Spin Bike - Achilles Pain


I've been doing about an hour on a spin bike 5 days a week (and then jogging for the 6th, 7th I take off) for about a month and a half now, but just this past week both of my achilles have started bothering me. They only hurt a little bit, but they feel tense and I occassionally get a "zing" feeling. They feel very "precarious" so I'm taking a break.

I've read that pedaling too much on your toes can cause this (see here http://www.caree.org/bike101bikefit.htm ) and I've made the necessary adjustments for that. I will try spinning again in about a week, but I was wondering if anyone else has any other suggestions.

Other things to note: I'm using a Sunny Health and Fitness SF-B904 spin bike (quite cheap, but the only magnetic spin bike I could find in my price range). The highest resistance level isn't much to speak of so I quickly found myself needing to constantly sprint (not sure if this could increase the chances of injury). I plan to add more resistance by adding extra magnets. The bike is quite small--it just barely fits me at my height of 6'2", but I'm still well under the weight limit.


You could be overusing that particular muscle, you might have injured it and now you're causing further damage, it could be "one of those things"
A few weeks after I started spinning regularly I got a lot of swelling in my feet, the nurse practitioner diagnosed " you've done something to it".
I had a break from spinning then went back in more gently and built back up. No more issues with my feet.
I'd ease back on the exercise, 5 days is a lot especially as your "rest days" are given to running. Cut back and see how the tendon feels in a couple of weeks.
Saddle too high?
I can get achilles tendonitis if my saddle is a bit high, and knee issues if it's too low, so it's a bit of a fine balance for me.

Dave 123

Legendary Member
Do you use different positions? In my spin class it's as follows

1-sat in the saddle
2-Stood up tall, hands on the bars lightly closest to you
3-hands furthest away on the bars whilst stood
4-Hover. Crooked down, but bum not on the saddle.

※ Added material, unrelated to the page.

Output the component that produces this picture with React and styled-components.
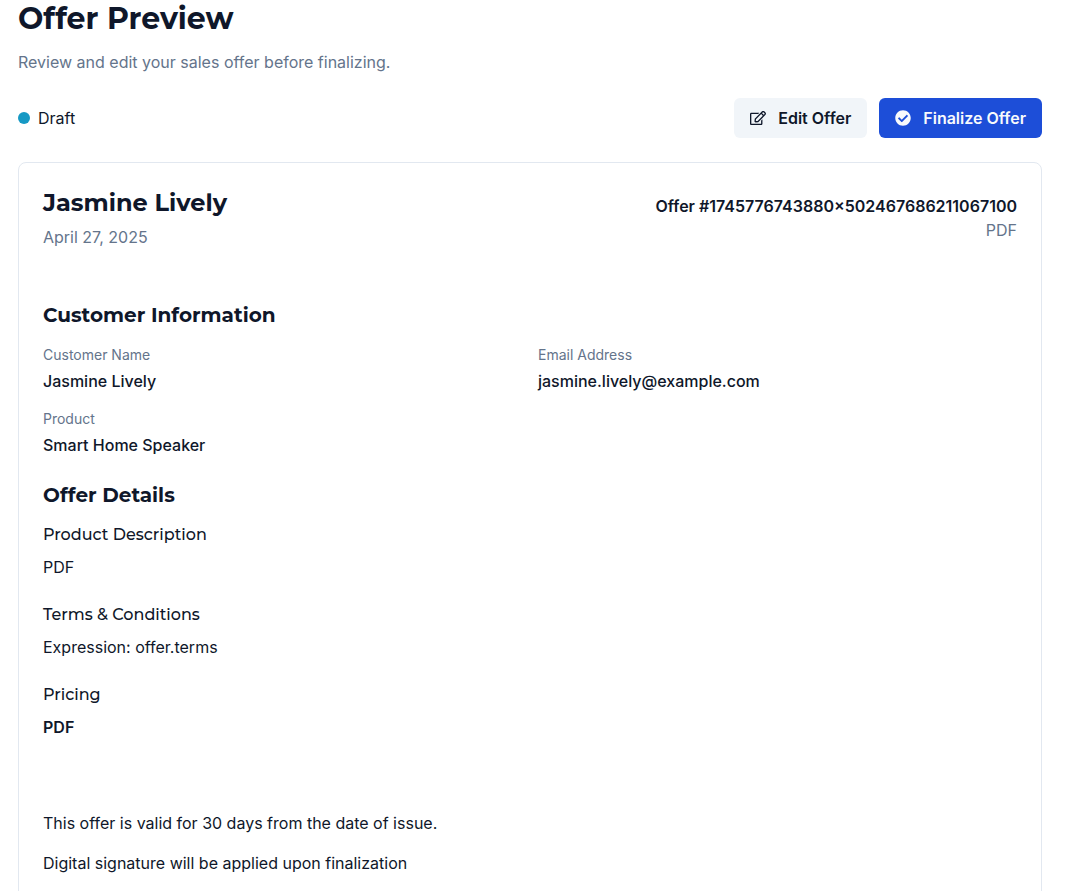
import React from 'react';
import styled, { createGlobalStyle } from 'styled-components';
import { FaRegEdit, FaCheckCircle } from 'react-icons/fa';

const Global = createGlobalStyle`
  html, body { margin: 0; padding: 0; background: #fff; height: 891px; overflow: hidden; }
  body { font-family: Inter, "Liberation Sans", sans-serif; color: #0f172a; }
  * { box-sizing: border-box; }
`;
const heading = `font-family: Montserrat, Inter, "Liberation Sans", sans-serif; font-weight: 700; color: #0f172a; margin: 0;`;
const Page = styled.div`
  width: 1060px;
  padding: 0 18px;
`;
const Title = styled.h1`
  ${heading}
  font-size: 30px;
  line-height: 36px;
  margin-top: 1px;
`;
const Subtitle = styled.p`
  margin: 15px 0 0;
  font-size: 16px;
  line-height: 20px;
  color: #64748b;
`;
const Toolbar = styled.div`
  display: flex;
  align-items: center;
  justify-content: space-between;
  margin-top: 26px;
`;
const Status = styled.div`
  display: flex;
  align-items: center;
  gap: 8px;
  font-size: 16px;
  line-height: 24px;
`;
const Dot = styled.span`
  width: 12px;
  height: 12px;
  border-radius: 50%;
  background: #1699c4;
`;
const Actions = styled.div`
  display: flex;
  gap: 12px;
`;
const Button = styled.button`
  display: flex;
  align-items: center;
  gap: 12px;
  height: 40px;
  padding: 0 16px;
  border: 0;
  border-radius: 6px;
  font: 600 16px/24px Inter, sans-serif;
  background: ${p => (p.$primary ? '#1d4ed8' : '#f1f5f9')};
  color: ${p => (p.$primary ? '#f8fafc' : '#0f172a')};
  svg { width: 16px; height: 16px; }
`;
const Card = styled.section`
  margin-top: 24px;
  padding: 24px;
  height: 900px;
  border: 1px solid #e2e8f0;
  border-radius: 8px;
  background: #fff;
`;
const CardHead = styled.header`
  display: flex;
  justify-content: space-between;
  align-items: flex-start;
`;
const Name = styled.h2`
  ${heading}
  font-size: 24px;
  line-height: 32px;
`;
const DateText = styled.div`
  margin-top: 6px;
  font-size: 16px;
  line-height: 24px;
  color: #64748b;
`;
const OfferMeta = styled.div`
  text-align: right;
  padding-top: 7px;
`;
const OfferNumber = styled.div`
  font-weight: 600;
  font-size: 16px;
  line-height: 24px;
`;
const Muted = styled.div`
  font-size: 16px;
  line-height: 24px;
  color: #64748b;
`;
const SectionTitle = styled.h3`
  ${heading}
  font-size: 20px;
  line-height: 28px;
  margin-top: ${p => p.$top}px;
`;
const Grid = styled.div`
  display: grid;
  grid-template-columns: 1fr 1fr;
  column-gap: 16px;
  row-gap: 16px;
  margin-top: 16px;
`;
const Label = styled.div`
  font-size: 14px;
  line-height: 20px;
  color: #64748b;
`;
const Value = styled.div`
  margin-top: 4px;
  font-size: 16px;
  line-height: 24px;
  font-weight: 500;
`;
const SubHeading = styled.h4`
  font-family: Montserrat, Inter, sans-serif;
  font-weight: 500;
  font-size: 16px;
  line-height: 24px;
  margin: ${p => p.$top}px 0 0;
`;
const Body = styled.p`
  margin: 8px 0 0;
  font-size: 16px;
  line-height: 24px;
  font-weight: ${p => (p.$bold ? 600 : 400)};
`;
const Footer = styled.div`
  margin-top: 72px;
  font-size: 16px;
  line-height: 24px;
  display: flex;
  flex-direction: column;
  gap: 16px;
`;

export default function App() {
  return (
    <Page>
      <Global />
      <Title>Offer Preview</Title>
      <Subtitle>Review and edit your sales offer before finalizing.</Subtitle>
      <Toolbar>
        <Status><Dot />Draft</Status>
        <Actions>
          <Button><FaRegEdit />Edit Offer</Button>
          <Button $primary><FaCheckCircle />Finalize Offer</Button>
        </Actions>
      </Toolbar>
      <Card>
        <CardHead>
          <div>
            <Name>Jasmine Lively</Name>
            <DateText>April 27, 2025</DateText>
          </div>
          <OfferMeta>
            <OfferNumber>Offer #1745776743880×502467686211067100</OfferNumber>
            <Muted>PDF</Muted>
          </OfferMeta>
        </CardHead>
        <SectionTitle $top={52}>Customer Information</SectionTitle>
        <Grid>
          <div><Label>Customer Name</Label><Value>Jasmine Lively</Value></div>
          <div><Label>Email Address</Label><Value>jasmine.lively@example.com</Value></div>
          <div><Label>Product</Label><Value>Smart Home Speaker</Value></div>
        </Grid>
        <SectionTitle $top={24}>Offer Details</SectionTitle>
        <SubHeading $top={14}>Product Description</SubHeading>
        <Body>PDF</Body>
        <SubHeading $top={24}>Terms &amp; Conditions</SubHeading>
        <Body>Expression: offer.terms</Body>
        <SubHeading $top={24}>Pricing</SubHeading>
        <Body $bold>PDF</Body>
        <Footer>
          <div>This offer is valid for 30 days from the date of issue.</div>
          <div>Digital signature will be applied upon finalization</div>
        </Footer>
      </Card>
    </Page>
  );
}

There are different tempo tracks, either a quick running track, steady climbing tracks and usually a sprint to finish.

The resistance is usually added in full or half turns on verses and choruses.

I'm just back from a session, and although it's tough it's quite low impact as you're never stuck in the same position for more than a couple of minutes.

Then streeeeeeeeetch, including shoulders and back!